Whatever the national trends, real estate is a local business, and conditions in the multifamily sector vary in different regions.
Downtown Seattle and downtown Denver are both places where Simons is concerned about the potential overbuilding of new apartment units, despite his more general optimism.
In the New York market, which is responsible for more than 20% of the nation's multifamily lending by banks, competition for loans is hot, which has put downward pressure on prices. One multifamily lender, Dime Community Bancshares Inc., announced recently that it would forgo any significant growth in its loan portfolio.
Mark Fitzgibbon, an analyst at Sandler O'Neill & Partners LP, voiced concern that New York-area pricing is approaching the point where multifamily loans don't make economic sense for banks, particularly in the event that interest rates rise.
But Fitzgibbon said that he has not yet seen underwriting standards drop, which would be one sign of an asset bubble. And if multiparty property values were to drop, New York-area lenders would be well protected, because they typically lend out only 50%-55% of a property's value, he noted.
Plus, there are other factors that distinguish the multifamily property market in New York from markets elsewhere, including the city's rent-control law, which contributes to its rock-bottom vacancy rate.
"There's really almost no vacancies," Fitzgibbon said. "And it's the greatest city in the world. People want to live in New York City."
Elsewhere, vacancy rates tend to be higher, and with more sites available for construction, developers and lenders face a greater risk of overbuilding.
But Stephen Gordon, chairman and chief executive officer of Opus Bank, a multifamily lender based in Irvine, Calif., argued that America is undergoing a shift toward renting. "It is entirely possible that some people aren't supposed to own a home, and some people are supposed to rent," he said.
That upbeat prediction about future demand for rental housing was echoed in a report last month by Freddie Mac, which plays a key role in the multifamily finance sphere. Freddie estimated anywhere from 1 million to 1.7 million new multifamily renters between 2012 and 2015, depending on economic conditions.

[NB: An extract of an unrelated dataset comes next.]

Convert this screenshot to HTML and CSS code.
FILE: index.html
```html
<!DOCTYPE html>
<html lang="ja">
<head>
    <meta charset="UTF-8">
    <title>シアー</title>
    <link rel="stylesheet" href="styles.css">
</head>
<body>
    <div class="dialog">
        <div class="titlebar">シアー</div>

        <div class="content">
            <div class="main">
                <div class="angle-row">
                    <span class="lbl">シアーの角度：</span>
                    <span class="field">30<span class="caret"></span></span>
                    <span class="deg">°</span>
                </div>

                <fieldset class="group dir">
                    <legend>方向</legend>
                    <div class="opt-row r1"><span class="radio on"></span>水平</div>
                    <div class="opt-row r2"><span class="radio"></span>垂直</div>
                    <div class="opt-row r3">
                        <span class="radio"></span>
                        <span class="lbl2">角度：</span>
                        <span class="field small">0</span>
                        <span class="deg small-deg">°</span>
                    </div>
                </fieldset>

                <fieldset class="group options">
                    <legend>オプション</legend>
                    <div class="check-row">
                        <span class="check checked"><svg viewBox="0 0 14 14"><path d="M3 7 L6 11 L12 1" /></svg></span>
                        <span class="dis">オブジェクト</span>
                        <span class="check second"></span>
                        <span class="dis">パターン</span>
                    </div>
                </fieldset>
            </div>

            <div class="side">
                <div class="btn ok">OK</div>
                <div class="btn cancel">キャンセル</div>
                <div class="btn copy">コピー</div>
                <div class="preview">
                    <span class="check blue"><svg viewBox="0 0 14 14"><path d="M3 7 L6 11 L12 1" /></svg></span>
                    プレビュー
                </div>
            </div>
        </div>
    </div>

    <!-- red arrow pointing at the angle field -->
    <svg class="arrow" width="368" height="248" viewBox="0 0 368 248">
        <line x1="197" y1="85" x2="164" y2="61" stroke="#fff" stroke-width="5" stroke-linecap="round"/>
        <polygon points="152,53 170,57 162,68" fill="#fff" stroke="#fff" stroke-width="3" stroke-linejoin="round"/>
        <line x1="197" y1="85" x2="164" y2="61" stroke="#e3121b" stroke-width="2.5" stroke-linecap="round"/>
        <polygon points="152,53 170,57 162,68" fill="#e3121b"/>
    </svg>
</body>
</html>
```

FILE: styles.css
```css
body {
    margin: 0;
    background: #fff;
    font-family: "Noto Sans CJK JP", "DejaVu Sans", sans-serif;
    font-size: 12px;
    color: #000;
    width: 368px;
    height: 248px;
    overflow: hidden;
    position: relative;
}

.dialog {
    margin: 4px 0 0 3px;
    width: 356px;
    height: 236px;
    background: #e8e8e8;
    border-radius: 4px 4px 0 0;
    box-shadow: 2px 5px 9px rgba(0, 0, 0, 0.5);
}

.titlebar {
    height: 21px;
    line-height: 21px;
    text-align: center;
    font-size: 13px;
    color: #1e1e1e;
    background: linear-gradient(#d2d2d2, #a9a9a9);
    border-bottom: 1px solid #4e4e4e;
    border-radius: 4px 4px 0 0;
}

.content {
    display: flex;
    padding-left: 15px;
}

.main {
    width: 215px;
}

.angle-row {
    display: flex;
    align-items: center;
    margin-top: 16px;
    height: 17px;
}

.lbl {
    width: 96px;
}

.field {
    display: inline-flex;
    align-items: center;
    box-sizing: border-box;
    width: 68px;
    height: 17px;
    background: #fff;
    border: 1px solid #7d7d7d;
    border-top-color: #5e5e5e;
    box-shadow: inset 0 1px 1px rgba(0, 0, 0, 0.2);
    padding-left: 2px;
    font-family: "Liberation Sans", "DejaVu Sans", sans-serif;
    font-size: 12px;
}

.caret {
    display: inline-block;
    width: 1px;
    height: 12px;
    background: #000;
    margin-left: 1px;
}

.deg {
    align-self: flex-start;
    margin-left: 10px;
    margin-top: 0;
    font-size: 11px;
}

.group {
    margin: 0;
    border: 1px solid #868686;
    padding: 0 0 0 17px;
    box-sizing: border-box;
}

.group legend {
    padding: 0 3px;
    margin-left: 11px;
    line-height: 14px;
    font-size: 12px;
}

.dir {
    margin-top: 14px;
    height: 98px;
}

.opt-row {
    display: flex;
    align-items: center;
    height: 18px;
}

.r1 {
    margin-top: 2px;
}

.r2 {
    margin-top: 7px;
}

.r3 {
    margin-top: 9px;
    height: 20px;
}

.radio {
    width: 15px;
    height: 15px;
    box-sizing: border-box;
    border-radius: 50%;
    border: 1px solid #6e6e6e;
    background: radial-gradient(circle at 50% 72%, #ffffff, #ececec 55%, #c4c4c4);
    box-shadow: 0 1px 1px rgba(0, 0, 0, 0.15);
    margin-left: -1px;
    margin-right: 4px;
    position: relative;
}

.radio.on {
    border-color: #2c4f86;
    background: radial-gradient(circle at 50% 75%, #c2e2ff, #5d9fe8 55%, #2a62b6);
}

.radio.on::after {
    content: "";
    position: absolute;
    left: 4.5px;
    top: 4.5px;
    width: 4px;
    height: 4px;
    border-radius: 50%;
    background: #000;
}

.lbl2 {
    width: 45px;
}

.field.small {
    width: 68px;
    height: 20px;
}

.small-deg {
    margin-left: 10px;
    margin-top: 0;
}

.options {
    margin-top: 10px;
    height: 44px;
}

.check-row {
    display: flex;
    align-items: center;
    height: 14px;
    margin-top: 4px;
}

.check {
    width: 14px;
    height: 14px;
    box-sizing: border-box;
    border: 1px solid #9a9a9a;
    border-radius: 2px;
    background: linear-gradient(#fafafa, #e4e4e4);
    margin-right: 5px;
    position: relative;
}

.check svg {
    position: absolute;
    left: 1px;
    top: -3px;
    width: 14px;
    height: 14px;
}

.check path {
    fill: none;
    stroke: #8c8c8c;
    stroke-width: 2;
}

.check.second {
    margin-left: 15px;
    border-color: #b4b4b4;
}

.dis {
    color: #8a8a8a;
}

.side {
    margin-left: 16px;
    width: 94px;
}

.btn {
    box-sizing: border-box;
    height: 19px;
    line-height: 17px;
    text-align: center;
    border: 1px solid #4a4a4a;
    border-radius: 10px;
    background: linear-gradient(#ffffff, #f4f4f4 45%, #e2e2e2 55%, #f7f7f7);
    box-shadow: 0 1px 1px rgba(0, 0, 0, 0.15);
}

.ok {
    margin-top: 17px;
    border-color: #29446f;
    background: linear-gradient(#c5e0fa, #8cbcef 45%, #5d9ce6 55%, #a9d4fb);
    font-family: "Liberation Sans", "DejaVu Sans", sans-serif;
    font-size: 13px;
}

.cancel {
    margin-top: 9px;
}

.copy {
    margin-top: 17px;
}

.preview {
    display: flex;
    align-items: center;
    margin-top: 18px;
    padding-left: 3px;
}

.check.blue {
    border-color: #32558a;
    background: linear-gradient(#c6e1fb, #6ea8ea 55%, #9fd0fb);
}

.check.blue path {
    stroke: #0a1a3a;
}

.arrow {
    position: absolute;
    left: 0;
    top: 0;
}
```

"Considering that the long-run 30-year average increase in multifamily households is 200,000 each year, all of our scenarios are strong relative to history," the report stated. "Our scenarios also suggest that at the national level the increases in multifamily rental demand will be sufficient to absorb the new units coming on line over the next few years."
Even if the trend in favor or renting over owning is short-lived, there are reasons to think that demand for rental housing will remain strong over the next few years.

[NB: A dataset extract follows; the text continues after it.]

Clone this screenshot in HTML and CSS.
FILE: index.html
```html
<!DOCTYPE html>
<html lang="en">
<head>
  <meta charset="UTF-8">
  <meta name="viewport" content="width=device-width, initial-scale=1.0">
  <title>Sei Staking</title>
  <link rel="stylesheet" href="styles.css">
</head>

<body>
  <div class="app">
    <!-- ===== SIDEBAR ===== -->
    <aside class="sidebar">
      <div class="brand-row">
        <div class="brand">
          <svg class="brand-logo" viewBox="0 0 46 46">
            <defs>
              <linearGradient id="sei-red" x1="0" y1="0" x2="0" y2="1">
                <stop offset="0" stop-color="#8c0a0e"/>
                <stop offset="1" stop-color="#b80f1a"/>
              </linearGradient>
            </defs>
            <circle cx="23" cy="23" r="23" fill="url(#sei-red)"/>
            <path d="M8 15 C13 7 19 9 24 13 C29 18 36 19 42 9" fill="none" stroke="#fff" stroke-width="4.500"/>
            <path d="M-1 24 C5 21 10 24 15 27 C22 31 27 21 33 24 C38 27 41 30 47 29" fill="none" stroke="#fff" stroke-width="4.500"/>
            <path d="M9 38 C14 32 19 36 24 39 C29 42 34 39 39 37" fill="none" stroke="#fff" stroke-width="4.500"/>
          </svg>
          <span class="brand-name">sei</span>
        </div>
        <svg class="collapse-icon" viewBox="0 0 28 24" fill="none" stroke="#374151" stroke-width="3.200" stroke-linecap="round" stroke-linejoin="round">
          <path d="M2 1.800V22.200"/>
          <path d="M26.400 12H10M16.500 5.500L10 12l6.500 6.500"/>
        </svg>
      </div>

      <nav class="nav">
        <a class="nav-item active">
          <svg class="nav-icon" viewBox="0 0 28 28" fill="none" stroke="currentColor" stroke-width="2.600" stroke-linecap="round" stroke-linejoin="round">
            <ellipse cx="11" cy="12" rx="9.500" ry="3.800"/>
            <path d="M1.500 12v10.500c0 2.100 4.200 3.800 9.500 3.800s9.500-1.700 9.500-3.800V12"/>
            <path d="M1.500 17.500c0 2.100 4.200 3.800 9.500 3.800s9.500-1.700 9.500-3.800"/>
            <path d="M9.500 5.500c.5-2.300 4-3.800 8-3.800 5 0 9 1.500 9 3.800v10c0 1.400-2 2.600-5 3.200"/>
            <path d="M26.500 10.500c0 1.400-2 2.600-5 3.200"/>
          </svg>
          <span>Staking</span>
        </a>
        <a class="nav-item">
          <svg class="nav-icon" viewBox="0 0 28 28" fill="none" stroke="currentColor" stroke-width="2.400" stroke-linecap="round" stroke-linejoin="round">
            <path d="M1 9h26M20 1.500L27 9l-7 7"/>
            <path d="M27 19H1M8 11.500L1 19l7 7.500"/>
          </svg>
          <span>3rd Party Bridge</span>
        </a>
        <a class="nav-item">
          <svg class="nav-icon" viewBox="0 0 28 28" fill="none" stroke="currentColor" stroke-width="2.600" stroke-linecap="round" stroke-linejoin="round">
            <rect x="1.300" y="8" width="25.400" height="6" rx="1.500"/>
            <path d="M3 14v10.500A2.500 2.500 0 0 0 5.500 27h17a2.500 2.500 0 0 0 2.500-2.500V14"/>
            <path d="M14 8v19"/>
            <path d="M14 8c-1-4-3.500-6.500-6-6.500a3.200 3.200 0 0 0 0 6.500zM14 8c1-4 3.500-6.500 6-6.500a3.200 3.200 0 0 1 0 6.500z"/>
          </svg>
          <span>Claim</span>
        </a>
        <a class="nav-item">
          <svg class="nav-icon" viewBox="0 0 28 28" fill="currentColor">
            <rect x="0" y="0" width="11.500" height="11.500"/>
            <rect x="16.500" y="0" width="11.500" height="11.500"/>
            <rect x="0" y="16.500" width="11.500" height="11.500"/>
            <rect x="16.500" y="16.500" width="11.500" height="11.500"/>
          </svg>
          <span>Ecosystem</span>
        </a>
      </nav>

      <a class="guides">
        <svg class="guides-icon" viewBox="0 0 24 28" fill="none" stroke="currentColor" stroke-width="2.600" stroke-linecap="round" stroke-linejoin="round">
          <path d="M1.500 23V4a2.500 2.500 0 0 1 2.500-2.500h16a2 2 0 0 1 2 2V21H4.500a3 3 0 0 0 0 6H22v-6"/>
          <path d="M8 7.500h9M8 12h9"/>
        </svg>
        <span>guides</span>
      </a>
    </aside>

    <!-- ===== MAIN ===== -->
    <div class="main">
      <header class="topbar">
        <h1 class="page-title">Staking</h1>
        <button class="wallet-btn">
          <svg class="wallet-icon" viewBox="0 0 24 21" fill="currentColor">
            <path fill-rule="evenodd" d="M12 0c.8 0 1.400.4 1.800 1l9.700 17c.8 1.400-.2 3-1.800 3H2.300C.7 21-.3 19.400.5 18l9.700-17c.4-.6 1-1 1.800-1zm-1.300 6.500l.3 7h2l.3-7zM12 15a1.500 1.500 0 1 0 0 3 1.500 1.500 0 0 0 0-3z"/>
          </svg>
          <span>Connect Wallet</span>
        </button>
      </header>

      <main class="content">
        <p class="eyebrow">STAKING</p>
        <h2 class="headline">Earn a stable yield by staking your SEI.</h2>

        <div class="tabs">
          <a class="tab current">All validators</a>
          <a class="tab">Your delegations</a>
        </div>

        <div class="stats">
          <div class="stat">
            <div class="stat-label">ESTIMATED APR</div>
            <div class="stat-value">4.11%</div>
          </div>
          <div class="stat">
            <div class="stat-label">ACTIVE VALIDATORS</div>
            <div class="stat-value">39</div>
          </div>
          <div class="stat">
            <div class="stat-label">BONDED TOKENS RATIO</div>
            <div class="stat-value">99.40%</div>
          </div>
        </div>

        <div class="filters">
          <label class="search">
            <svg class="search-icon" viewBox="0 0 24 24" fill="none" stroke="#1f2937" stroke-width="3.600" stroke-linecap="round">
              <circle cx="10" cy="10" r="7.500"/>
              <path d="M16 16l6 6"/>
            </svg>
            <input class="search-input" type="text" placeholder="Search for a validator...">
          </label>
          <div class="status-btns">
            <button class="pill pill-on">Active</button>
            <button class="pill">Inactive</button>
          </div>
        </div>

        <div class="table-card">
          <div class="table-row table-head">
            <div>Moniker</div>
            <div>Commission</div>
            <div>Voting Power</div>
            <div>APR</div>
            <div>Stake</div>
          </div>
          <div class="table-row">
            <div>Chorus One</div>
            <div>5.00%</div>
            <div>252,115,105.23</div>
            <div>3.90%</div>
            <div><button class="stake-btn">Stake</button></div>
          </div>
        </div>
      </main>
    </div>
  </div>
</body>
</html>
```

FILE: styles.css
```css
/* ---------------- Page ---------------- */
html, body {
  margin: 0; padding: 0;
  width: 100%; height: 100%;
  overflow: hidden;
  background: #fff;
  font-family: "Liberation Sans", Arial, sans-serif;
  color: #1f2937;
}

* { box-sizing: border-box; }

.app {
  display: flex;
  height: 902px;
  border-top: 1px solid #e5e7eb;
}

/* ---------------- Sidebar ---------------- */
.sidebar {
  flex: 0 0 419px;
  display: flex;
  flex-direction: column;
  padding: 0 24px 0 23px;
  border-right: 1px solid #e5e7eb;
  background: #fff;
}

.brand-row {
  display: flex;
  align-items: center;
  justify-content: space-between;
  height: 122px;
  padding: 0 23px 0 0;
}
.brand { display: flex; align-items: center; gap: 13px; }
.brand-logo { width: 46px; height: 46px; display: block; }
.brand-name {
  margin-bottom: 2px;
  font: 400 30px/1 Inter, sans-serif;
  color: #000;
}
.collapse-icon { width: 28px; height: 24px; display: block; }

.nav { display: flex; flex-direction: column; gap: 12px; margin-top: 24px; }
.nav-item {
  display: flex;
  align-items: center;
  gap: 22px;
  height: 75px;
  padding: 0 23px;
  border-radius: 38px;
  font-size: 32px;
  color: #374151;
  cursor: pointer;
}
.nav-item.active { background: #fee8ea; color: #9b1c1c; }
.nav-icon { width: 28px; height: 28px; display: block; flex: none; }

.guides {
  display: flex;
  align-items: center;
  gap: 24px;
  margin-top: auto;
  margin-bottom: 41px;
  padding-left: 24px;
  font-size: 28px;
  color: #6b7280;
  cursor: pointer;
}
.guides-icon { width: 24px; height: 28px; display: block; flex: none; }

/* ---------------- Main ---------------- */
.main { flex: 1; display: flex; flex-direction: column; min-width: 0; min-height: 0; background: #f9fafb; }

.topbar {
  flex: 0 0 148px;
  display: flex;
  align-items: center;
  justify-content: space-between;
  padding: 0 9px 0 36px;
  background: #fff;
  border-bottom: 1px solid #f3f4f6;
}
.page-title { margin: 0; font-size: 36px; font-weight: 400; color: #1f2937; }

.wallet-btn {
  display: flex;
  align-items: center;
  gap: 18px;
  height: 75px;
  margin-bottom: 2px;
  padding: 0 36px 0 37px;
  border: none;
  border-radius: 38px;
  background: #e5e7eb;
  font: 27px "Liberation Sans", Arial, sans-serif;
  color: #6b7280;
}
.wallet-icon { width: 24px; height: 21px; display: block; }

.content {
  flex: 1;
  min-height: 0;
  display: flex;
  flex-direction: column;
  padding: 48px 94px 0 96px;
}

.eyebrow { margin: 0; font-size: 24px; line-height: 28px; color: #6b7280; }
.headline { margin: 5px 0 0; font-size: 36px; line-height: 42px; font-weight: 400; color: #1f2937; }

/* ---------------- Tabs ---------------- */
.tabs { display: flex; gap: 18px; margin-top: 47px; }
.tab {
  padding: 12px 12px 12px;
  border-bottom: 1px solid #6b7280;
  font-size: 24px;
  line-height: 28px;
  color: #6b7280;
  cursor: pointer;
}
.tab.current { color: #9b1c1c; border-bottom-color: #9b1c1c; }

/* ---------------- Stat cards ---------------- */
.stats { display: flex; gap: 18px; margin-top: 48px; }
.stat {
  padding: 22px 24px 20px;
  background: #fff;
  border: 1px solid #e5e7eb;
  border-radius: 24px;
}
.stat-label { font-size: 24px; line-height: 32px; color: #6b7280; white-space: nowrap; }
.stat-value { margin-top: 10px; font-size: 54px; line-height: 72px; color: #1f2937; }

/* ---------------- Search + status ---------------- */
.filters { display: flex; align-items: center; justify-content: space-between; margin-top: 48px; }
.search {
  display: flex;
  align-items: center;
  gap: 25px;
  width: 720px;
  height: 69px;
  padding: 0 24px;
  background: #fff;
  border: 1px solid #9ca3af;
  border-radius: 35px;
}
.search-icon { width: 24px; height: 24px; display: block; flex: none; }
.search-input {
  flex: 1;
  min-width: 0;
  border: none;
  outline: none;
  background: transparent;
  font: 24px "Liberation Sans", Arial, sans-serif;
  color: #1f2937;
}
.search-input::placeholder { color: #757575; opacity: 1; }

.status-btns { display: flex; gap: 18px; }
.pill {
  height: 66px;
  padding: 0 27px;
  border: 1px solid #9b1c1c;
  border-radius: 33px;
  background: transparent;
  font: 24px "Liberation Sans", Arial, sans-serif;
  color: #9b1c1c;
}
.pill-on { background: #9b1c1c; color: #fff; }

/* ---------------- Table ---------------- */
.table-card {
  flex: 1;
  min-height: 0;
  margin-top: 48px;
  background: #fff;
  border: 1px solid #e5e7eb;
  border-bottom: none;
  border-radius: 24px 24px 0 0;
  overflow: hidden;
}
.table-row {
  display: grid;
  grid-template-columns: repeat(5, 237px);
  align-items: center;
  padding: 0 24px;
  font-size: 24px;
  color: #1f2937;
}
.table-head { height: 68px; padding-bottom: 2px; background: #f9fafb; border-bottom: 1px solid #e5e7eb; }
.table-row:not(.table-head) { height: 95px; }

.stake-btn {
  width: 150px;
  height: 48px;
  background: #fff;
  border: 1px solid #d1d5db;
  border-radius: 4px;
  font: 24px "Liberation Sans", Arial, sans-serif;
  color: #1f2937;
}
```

Chris Herbert of Harvard's Joint Center for Housing Studies said that much of the recent growth in demand for rental housing has come from older Americans, many of whom had been homeowners. Meanwhile, many younger Americans, plagued by high rates of unemployment, have been forced to live with their parents.

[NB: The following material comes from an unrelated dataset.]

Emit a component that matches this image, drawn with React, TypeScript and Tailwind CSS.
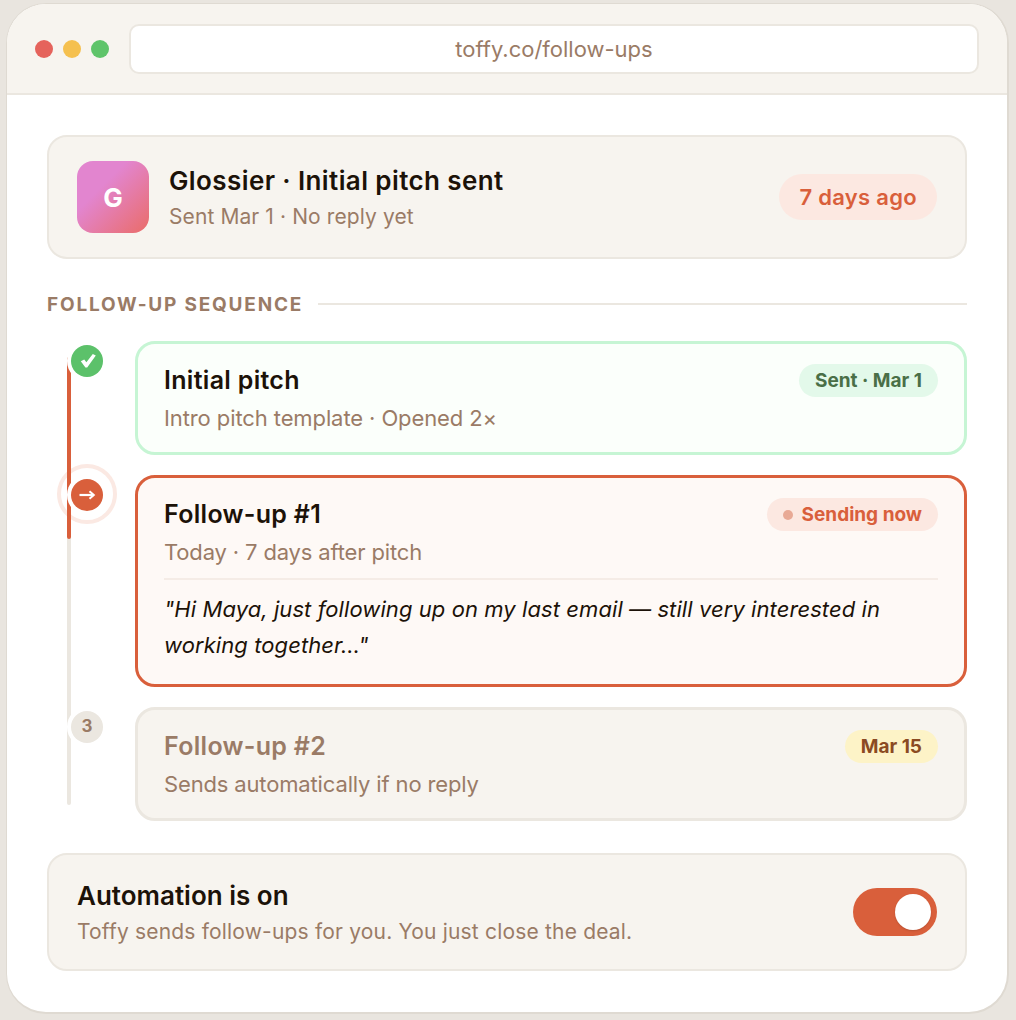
import { ReactNode } from 'react';

function Pill({ className, children }: { className: string; children: ReactNode }) {
    return (
        <span className={`flex h-[33px] items-center rounded-full px-4 text-[19px] font-bold leading-none ${className}`}>
            {children}
        </span>
    );
}

export default function App() {
    return (
        <div className="h-[1020px] overflow-hidden bg-[#e9e5df] pt-[3px] pr-[7px] pl-[6px] font-['Inter',sans-serif]">
            {/* Browser window */}
            <div className="h-[1011px] overflow-hidden rounded-[40px] border border-r-2 border-b-2 border-[#dfdad2] bg-white">
                <div className="flex items-center gap-5 border-b-2 border-[#ebe7e0] bg-[#f7f4ef] pt-5 pr-7 pb-[19px] pl-7">
                    <div className="flex items-center gap-[10px]">
                        <span className="h-[18px] w-[18px] rounded-full bg-[#e5635c]" />
                        <span className="h-[18px] w-[18px] rounded-full bg-[#f5c04f]" />
                        <span className="h-[18px] w-[18px] rounded-full bg-[#5fc46a]" />
                    </div>
                    <div className="flex h-[50px] flex-1 items-center justify-center rounded-[10px] border-2 border-[#ebe7e0] bg-white text-[22px] text-[#9a7b66]">
                        toffy.co/follow-ups
                    </div>
                </div>

                <div className="px-10 pt-10">
                    {/* Pitch summary */}
                    <div className="flex h-[124px] items-center rounded-[20px] border-2 border-[#ebe7e0] bg-[#f7f4ef] pr-7 pl-7">
                        <div className="flex h-[72px] w-[72px] items-center justify-center rounded-2xl bg-[linear-gradient(135deg,#e285cf_35%,#ea6c68)] text-[26px] font-bold text-white">
                            G
                        </div>
                        <div className="ml-5 flex-1 pt-1">
                            <div className="text-[26px] leading-[36px] font-semibold tracking-[0.4px] text-[#1c1208]">Glossier · Initial pitch sent</div>
                            <div className="text-[21px] leading-[36px] tracking-[0.1px] text-[#9a7b66]">Sent Mar 1 · No reply yet</div>
                        </div>
                        <span className="flex h-[46px] items-center rounded-full bg-[#fce8e1] px-5 text-[22px] font-semibold tracking-[0.3px] text-[#d95f3b]">
                            7 days ago
                        </span>
                    </div>

                    {/* Section label */}
                    <div className="mt-[33px] mb-[25px] flex h-6 items-center gap-[15px]">
                        <span className="pt-[2px] text-[19px] font-bold tracking-[1.8px] text-[#9a7b66]">FOLLOW-UP SEQUENCE</span>
                        <div className="h-[2px] flex-1 bg-[#ebe7e0]" />
                    </div>

                    {/* Timeline */}
                    <div className="relative flex flex-col gap-5 pl-[88px]">
                        <div className="absolute top-[123px] left-[10px] h-[60px] w-[60px] rounded-full border-4 border-[#fbe9e3]" />
                        <div className="absolute top-4 bottom-4 left-5 w-1 rounded-full bg-[#ebe7e0]" />
                        <div className="absolute top-4 left-5 h-[182px] w-1 rounded-full bg-[#d95f3b]" />

                        <div className="relative h-[114px] rounded-[20px] border-[3px] border-[#c6f5d4] bg-[#fbfffb] pt-[18px] pr-[26px] pl-[26px]">
                            <span className="absolute top-[1px] left-[-67px] h-8 w-8 rounded-full bg-[#5cc16a] shadow-[0_0_0_4px_#fff]">
                                <svg width="32" height="32" viewBox="0 0 32 32" fill="#fff">
                                    <path d="M9.8 16.2 L13.2 14.4 L15.4 17.2 L21.8 9 L24.8 10.6 L16.2 22.6 L14.4 22.6 Z" />
                                </svg>
                            </span>
                            <div className="flex items-center justify-between">
                                <span className="text-[25px] font-semibold tracking-[0.3px] text-[#1c1208]">Initial pitch</span>
                                <Pill className="bg-[#e3f9ea] text-[#4a6f47]">Sent · Mar 1</Pill>
                            </div>
                            <div className="mt-[3px] text-[22px] leading-[30px] tracking-[-0.1px] text-[#9a7b66]">Intro pitch template · Opened 2×</div>
                        </div>

                        <div className="relative h-[212px] rounded-[20px] border-[3px] border-[#d95f3b] bg-[#fef9f6] pt-[18px] pr-[26px] pl-[26px]">
                            <span className="absolute top-[1px] left-[-67px] h-8 w-8 rounded-full bg-[#d95f3b] shadow-[0_0_0_4px_#fff]">
                                <svg width="32" height="32" viewBox="0 0 32 32" fill="none" stroke="#fff" strokeWidth="2.2">
                                    <path d="M8.5 16 H22.5" />
                                    <path d="M18.5 12.2 L22.8 16 L18.5 19.8" strokeWidth="2" />
                                </svg>
                            </span>
                            <div className="flex items-center justify-between">
                                <span className="text-[25px] font-semibold tracking-[0.3px] text-[#1c1208]">Follow-up #1</span>
                                <Pill className="gap-[9px] bg-[#fce8e1] text-[#d95f3b]">
                                    <span className="h-[10px] w-[10px] rounded-full bg-[#e8a995]" />
                                    Sending now
                                </Pill>
                            </div>
                            <div className="mt-[3px] text-[22px] leading-[30px] tracking-[-0.15px] text-[#9a7b66]">Today · 7 days after pitch</div>
                            <div className="mt-[11px] border-t-2 border-[#f5ece6] pt-[11px] text-[22px] leading-[36px] tracking-[0.08px] italic text-[#1c1208]">
                                "Hi Maya, just following up on my last email — still very interested in<br />working together…"
                            </div>
                        </div>

                        <div className="relative h-[114px] rounded-[20px] border-[3px] border-[#ebe7e0] bg-[#f7f4ef] pt-[18px] pr-[26px] pl-[26px]">
                            <span className="absolute top-[1px] left-[-67px] flex h-8 w-8 items-center justify-center rounded-full bg-[#ebe7e0] text-[17px] font-bold text-[#9a7b66] shadow-[0_0_0_4px_#fff]">
                                3
                            </span>
                            <div className="flex items-center justify-between">
                                <span className="text-[25px] font-semibold tracking-[0.3px] text-[#9a7b66]">Follow-up #2</span>
                                <Pill className="bg-[#fdf3c7] text-[#8b4a22]">Mar 15</Pill>
                            </div>
                            <div className="mt-[3px] text-[22px] leading-[30px] tracking-[-0.15px] text-[#9a7b66]">Sends automatically if no reply</div>
                        </div>
                    </div>

                    {/* Automation */}
                    <div className="mt-8 flex h-[118px] items-center justify-between rounded-[20px] border-2 border-[#ebe7e0] bg-[#f7f4ef] pr-7 pl-7">
                        <div className="pt-1">
                            <div className="text-[26px] leading-[36px] font-semibold text-[#1c1208]">Automation is on</div>
                            <div className="text-[21px] leading-[36px] tracking-[0.18px] text-[#9a7b66]">Toffy sends follow-ups for you. You just close the deal.</div>
                        </div>
                        <div className="flex h-12 w-[84px] items-center justify-end rounded-full bg-[#d95f3b] p-[6px]">
                            <span className="h-9 w-9 rounded-full bg-white shadow-[0_1px_2px_rgba(0,0,0,0.15)]" />
                        </div>
                    </div>
                </div>
            </div>
        </div>
    );
}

But in recent months, household formation has picked up speed as the economy has recovered, which augurs well for demand in the multifamily housing market, he argued.
Still, despite what appears to be sufficient demand, bankers need to remain cautious about who their borrowers are. Opus' Gordon expressed concern that multifamily properties are being purchased by people without a sufficient background in real estate — at one point he referred to "the jeweler who owns 300 homes" — and that some recently arrived lenders lack expertise in multifamily housing.
"So now all of a sudden, people want to lend on multifamily," Gordon said. "We make sure that we're really focused on seasoned professionals who really do this for a living."
Chris Spoth, a former senior executive at the FDIC who is currently a director at Deloitte & Touche LLP, said that examiners of banks that do multifamily lending will be looking to make sure that they stick to the core principles of good underwriting.
"What the examiners would be looking for is an adherence to fundamentals through the cycles, in good times and bad," Spoth said.